Mrs Holmes said that all coach tours have now ended and the business, which employs around 14 people, was surviving through shrewd management.
“We have got school contracts, which are obviously helping, and we are running some local football coaches,” said Mrs Holmes, whose sons Michael and Garry also work for the family business which was set up in 2002.
“We are doing our forward planning and working closely with the people we employ.
“They know where we are in the game and we hope to get to the end of the year, but who knows?”
She said that as soon as lockdown was announced people started cancelling.
“People have postponed and moved weddings into the following year and some into 2022,” said Mrs Holmes.
“It’s a bit of a rolling stone at the moment.”
There was a slightly brighter outlook from Colin Titterington, who runs Titterington Holidays, in Corn Market, Penrith.
He said the company has been running a limited number of coach tours since the end of August under the Visit England Good to Go scheme.
“We are running at around 50 per cent,” said Mr Titterington.
“All our coaches are running with reduced numbers and social distancing on board and our partner hotels are having to adhere to the latest government guidelines.
“There are a lot of lockdown restrictions in place in some areas at the moment, like in Wales, and some of the attractions are closed,” said Mr Titterington.
“It is quite challenging at the moment but we are operating, which is the main thing.

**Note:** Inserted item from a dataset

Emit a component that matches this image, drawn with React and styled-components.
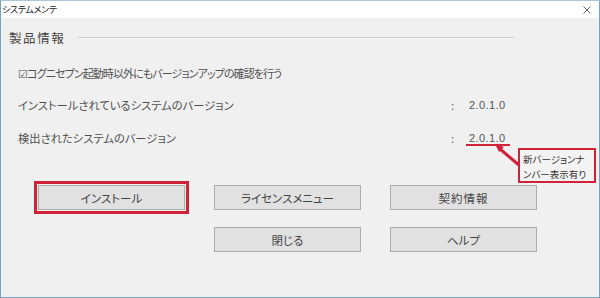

“We have got tours at the minute going to the Isle of Wight, the Wye Valley and the Scottish Highlands and have had the first tour out to the Outer Hebrides in September.”
The business also took the first group from the UK since March to the Fermanagh Lakelands where their tour took them to the Blessingbourne Country House Estate, Belleek Pottery and the Ulster Folk Museum.
“Everywhere we went the group was met with open arms and thanked,” said Mr Titterington.